The boy's father was worried about his son. He shouldn't have brought him on this foolish trip. Should have listened to his wife, taken a proper weekend away. Somewhere like Chichester where they could all enjoy themselves together, she'd said. She could wander around the cathedral, visit the theatre and then on the Sunday they could have gone to the Harbour. But he never went for the safe option and now here they were miles apart. Like this.

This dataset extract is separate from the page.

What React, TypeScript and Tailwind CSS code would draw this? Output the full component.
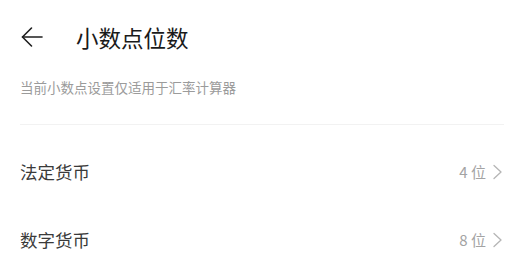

The writer was feeling on edge. He wasn't really here for the outdoors experience as such, more as an observer but then again, his existence depended upon that. Always on the outside then on the inside but never quite fully engaging with his subject. But this wasn't the moment for beautiful prose or poetic descriptions of the Welsh wilderness or indeed any form of introspection, come to that. He should pull himself together. He looked down into the icy water. He marvelled at the depth, the layers of the non-colours, all distinct, solid yet fluid. Yes, it was the movement of the water that was hard to capture in words. The bubbles, the foam on the surface; they were the defining features of what was going on underneath, of what the conditions were really like in the body of water.

One canoe, that was all the rapids had left behind. One canoe, one boy and an ensemble of characters who should have been a strong and united force just like the rapids but instead, were a feeble trickle of drips being blown indiscriminately by the slightest whim of the breeze over a fragile shield of glass. The boy looked at them. Unnoticed, he climbed down the bank and into the remaining canoe. It rocked precariously as he eased himself in and pushed off with the paddle. He turned back to look at the spot he had just left. There was one man staring back at him.

He might have expected a crowd as it seemed to him that adults made things overcomplicated, made themselves overcomplicated. Why couldn't they just be? Why couldn't they understand that sometimes, sometimes, you've just got to get into your canoe and paddle?